WORK REQUIRED:
For the listing below, give the number of lines in which "React" occurs. Add nothing.

INFORMATION PROVIDED:
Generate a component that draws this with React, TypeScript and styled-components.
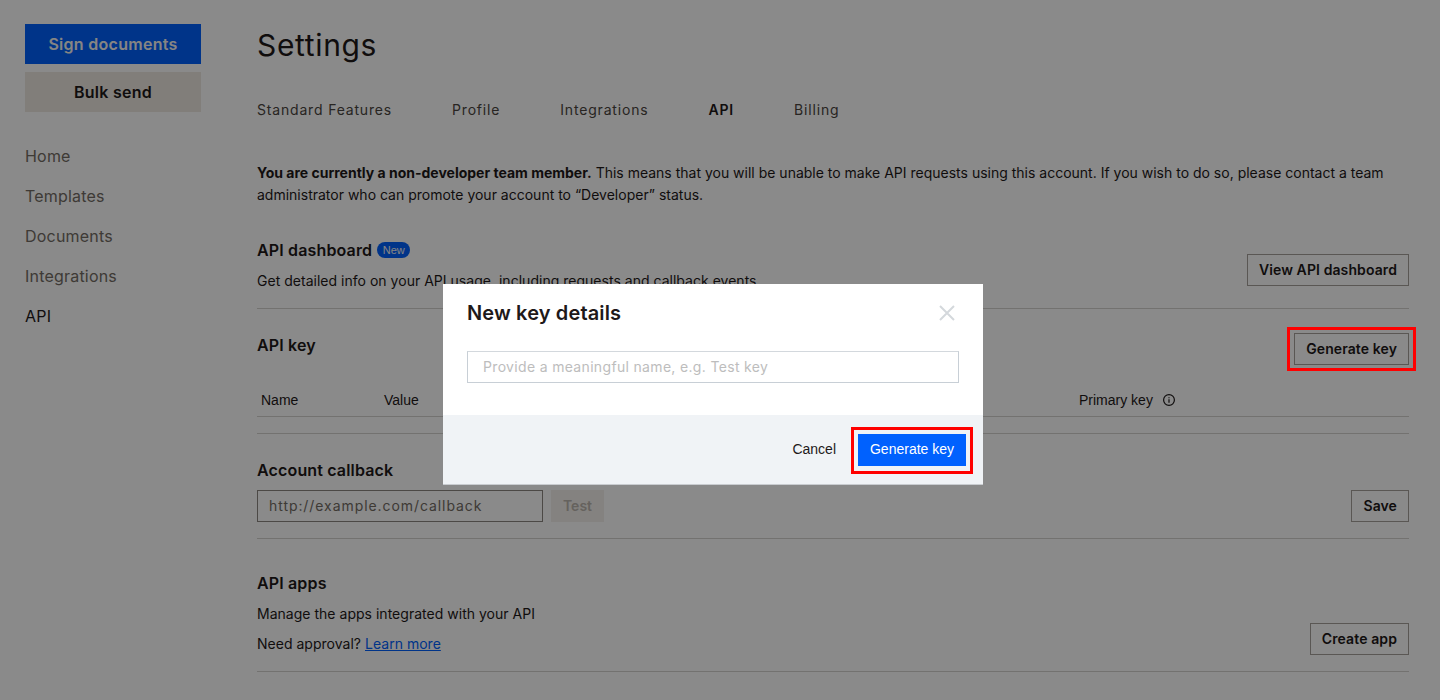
import React from "react";
import styled, { createGlobalStyle, css } from "styled-components";

const Global = createGlobalStyle`
  html, body { margin: 0; padding: 0; height: 700px; overflow: hidden; background: #fff; }
  body { font-family: Inter, "Liberation Sans", sans-serif; color: #1e1919; }
  * { box-sizing: border-box; }
`;

const highlight = css`
  position: relative;
  &::after {
    content: "";
    position: absolute;
    z-index: 20;
    pointer-events: none;
    left: -8px; right: -8px; top: -7px; bottom: -7px;
    border: 3px solid #ff0000;
  }
`;

const Page = styled.div`display: flex; width: 1440px; height: 700px;`;
const Sidebar = styled.aside`width: 257px; padding: 24px 56px 0 25px; flex: none;`;
const SideButton = styled.div<{ $primary?: boolean }>`
  height: 40px; width: 176px; margin-bottom: 8px;
  display: flex; align-items: center; justify-content: center;
  font-size: 16px; font-weight: 600; letter-spacing: .28px;
  background: ${p => (p.$primary ? "#0061fe" : "#eee9e2")};
  color: ${p => (p.$primary ? "#f7f5f2" : "#1e1919")};
`;
const Nav = styled.nav`margin-top: 24px; display: flex; flex-direction: column;`;
const NavItem = styled.a<{ $active?: boolean }>`
  height: 40px; display: flex; align-items: center; font-size: 16px; letter-spacing: .2px;
  color: ${p => (p.$active ? "#1e1919" : "#736c64")};
`;
const Main = styled.main`width: 1152px; flex: none;`;
const Title = styled.h1`
  margin: 25px 0 0; height: 40px; line-height: 40px; font-size: 30px; font-weight: 400; letter-spacing: .65px;
`;
const Tabs = styled.div`display: flex; gap: 60px; margin-top: 35px; height: 20px;`;
const Tab = styled.span<{ $active?: boolean }>`
  font-size: 14px; line-height: 20px; letter-spacing: .82px;
  font-weight: ${p => (p.$active ? 600 : 400)};
  color: ${p => (p.$active ? "#1e1919" : "#4a4540")};
`;
const Notice = styled.p`margin: 42px 0 0; font-size: 14px; line-height: 22px; letter-spacing: 0; color: #1e1919;`;
const Section = styled.section<{ $h: number; $pt: number }>`
  height: ${p => p.$h}px; padding-top: ${p => p.$pt}px;
  border-bottom: 1px solid #d5d3cf;
`;
const Row = styled.div`display: flex; justify-content: space-between; align-items: flex-start;`;
const Heading = styled.h2`
  margin: 0; font-size: 16px; line-height: 24px; font-weight: 600; letter-spacing: .15px;
  display: flex; align-items: center; gap: 5px;
`;
const Badge = styled.span`
  height: 16px; padding: 0 5.5px; border-radius: 8px; background: #0061fe; color: #f7f5f2;
  font-family: "Liberation Sans", sans-serif; letter-spacing: 0;
  font-size: 11px; line-height: 16px; font-weight: 400;
`;
const Text = styled.p<{ $mt?: number }>`
  margin: ${p => p.$mt ?? 0}px 0 0; font-size: 14px; line-height: 22px; letter-spacing: .02px; color: #1e1919;
`;
const OutlineButton = styled.div<{ $mark?: boolean; $top?: number }>`
  height: 32px; padding: 0 11px 2px; border: 1px solid #a6a29c;
  margin-top: ${p => p.$top ?? 0}px;
  display: flex; align-items: center; font-size: 14px; font-weight: 600; letter-spacing: .1px; white-space: nowrap;
  ${p => p.$mark && highlight}
`;
const TableHead = styled.div`
  display: grid; grid-template-columns: 123px 695px 1fr; padding: 3px 0 0 4px; margin-top: 24px; height: 28px;
  border-bottom: 1px solid #d5d3cf;
  font-family: "Liberation Sans", sans-serif; font-size: 14px; line-height: 16px; color: #1e1919;
`;
const HeadCell = styled.span`display: flex; align-items: center; gap: 9px; height: 16px;`;
const InputRow = styled.div`display: flex; gap: 8px; margin-top: 8px;`;
const CallbackInput = styled.div`
  width: 286px; height: 32px; border: 1px solid #8c8781; padding: 0 11px 2px;
  display: flex; align-items: center; font-size: 14px; letter-spacing: .93px; color: #736c64;
`;
const DisabledButton = styled.div`
  width: 53px; height: 32px; background: #f4f1ec; color: #bbb5ae; padding-bottom: 2px;
  display: flex; align-items: center; justify-content: center; font-size: 14px; font-weight: 600;
`;
const Link = styled.a`color: #0061fe; text-decoration: underline;`;
const Overlay = styled.div`
  position: fixed; inset: 0; z-index: 10; background: rgba(0,0,0,.46);
  display: flex; justify-content: center; padding-right: 14px;
`;
const Modal = styled.div`
  width: 540px; height: 201px; margin-top: 284px; background: #fff; display: flex; flex-direction: column;
  border-bottom: 1px solid #c9ccd0;
`;
const ModalBody = styled.div`height: 131px; padding: 17px 24px 0;`;
const ModalHead = styled.div`display: flex; justify-content: space-between; align-items: center; height: 24px;`;
const ModalTitle = styled.h3`margin: 0; font-size: 20px; line-height: 24px; font-weight: 600; letter-spacing: .14px; color: #1e1919;`;
const Close = styled.svg`width: 16px; height: 16px; margin-right: 4px; display: block;`;
const NameInput = styled.div`
  margin-top: 26px; height: 32px; border: 1px solid #c8cfd6; border-top-color: #d3d8dd; padding: 0 15px 2px;
  display: flex; align-items: center; font-size: 14px; letter-spacing: .33px; color: #bdbdbd;
`;
const ModalFoot = styled.div`
  flex: 1; background: #f0f3f6; display: flex; justify-content: flex-end; align-items: center;
  padding: 0 17px 0 0; gap: 22px;
  font-family: "Liberation Sans", sans-serif; font-size: 14px;
`;
const CancelLabel = styled.span`color: #1e1919; margin-top: -2px;`;
const PrimaryButton = styled.div`
  width: 108px; height: 32px; background: #0061fe; color: #fff; padding-bottom: 2px;
  display: flex; align-items: center; justify-content: center;
  ${highlight}
  &::after { z-index: 30; left: -7px; right: -7px; top: -7px; bottom: -8px; }
`;

export default function App() {
  return (
    <>
      <Global />
      <Page>
        <Sidebar>
          <SideButton $primary>Sign documents</SideButton>
          <SideButton>Bulk send</SideButton>
          <Nav>
            <NavItem>Home</NavItem>
            <NavItem>Templates</NavItem>
            <NavItem>Documents</NavItem>
            <NavItem>Integrations</NavItem>
            <NavItem $active>API</NavItem>
          </Nav>
        </Sidebar>
        <Main>
          <Title>Settings</Title>
          <Tabs>
            <Tab>Standard Features</Tab>
            <Tab>Profile</Tab>
            <Tab>Integrations</Tab>
            <Tab $active>API</Tab>
            <Tab>Billing</Tab>
          </Tabs>
          <Notice>
            <strong>You are currently a non-developer team member.</strong> This means that you will be unable to make API requests using this account. If you wish to do so, please contact a team administrator who can promote your account to “Developer” status.
          </Notice>
          <Section $h={103} $pt={32}>
            <Row>
              <div>
                <Heading>API dashboard <Badge>New</Badge></Heading>
                <Text $mt={8}>Get detailed info on your API usage, including requests and callback events.</Text>
              </div>
              <OutlineButton $top={16}>View API dashboard</OutlineButton>
            </Row>
          </Section>
          <Section $h={125} $pt={24}>
            <Row>
              <Heading>API key</Heading>
              <OutlineButton $mark>Generate key</OutlineButton>
            </Row>
            <TableHead>
              <HeadCell>Name</HeadCell>
              <HeadCell>Value</HeadCell>
              <HeadCell>
                Primary key
                <svg width="14" height="14" viewBox="0 0 14 14" fill="none" stroke="#1e1919" strokeWidth="1.2">
                  <circle cx="7" cy="7" r="5.4" />
                  <path d="M7 6.2v3.6M7 4.2v1" />
                </svg>
              </HeadCell>
            </TableHead>
          </Section>
          <Section $h={105} $pt={24}>
            <Row>
              <div>
                <Heading>Account callback</Heading>
                <InputRow>
                  <CallbackInput>http://example.com/callback</CallbackInput>
                  <DisabledButton>Test</DisabledButton>
                </InputRow>
              </div>
              <OutlineButton $top={32}>Save</OutlineButton>
            </Row>
          </Section>
          <Section $h={133} $pt={32}>
            <Row>
              <div>
                <Heading>API apps</Heading>
                <Text $mt={8}>Manage the apps integrated with your API</Text>
                <Text $mt={8}>Need approval? <Link>Learn more</Link></Text>
              </div>
              <OutlineButton $top={52}>Create app</OutlineButton>
            </Row>
          </Section>
        </Main>
      </Page>
      <Overlay>
        <Modal>
          <ModalBody>
            <ModalHead>
              <ModalTitle>New key details</ModalTitle>
              <Close viewBox="0 0 16 16" fill="none" stroke="#d4d8dc" strokeWidth="2">
                <path d="M1 1l14 14M15 1L1 15" />
              </Close>
            </ModalHead>
            <NameInput>Provide a meaningful name, e.g. Test key</NameInput>
          </ModalBody>
          <ModalFoot>
            <CancelLabel>Cancel</CancelLabel>
            <PrimaryButton>Generate key</PrimaryButton>
          </ModalFoot>
        </Modal>
      </Overlay>
    </>
  );
}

TASK ANSWER:
2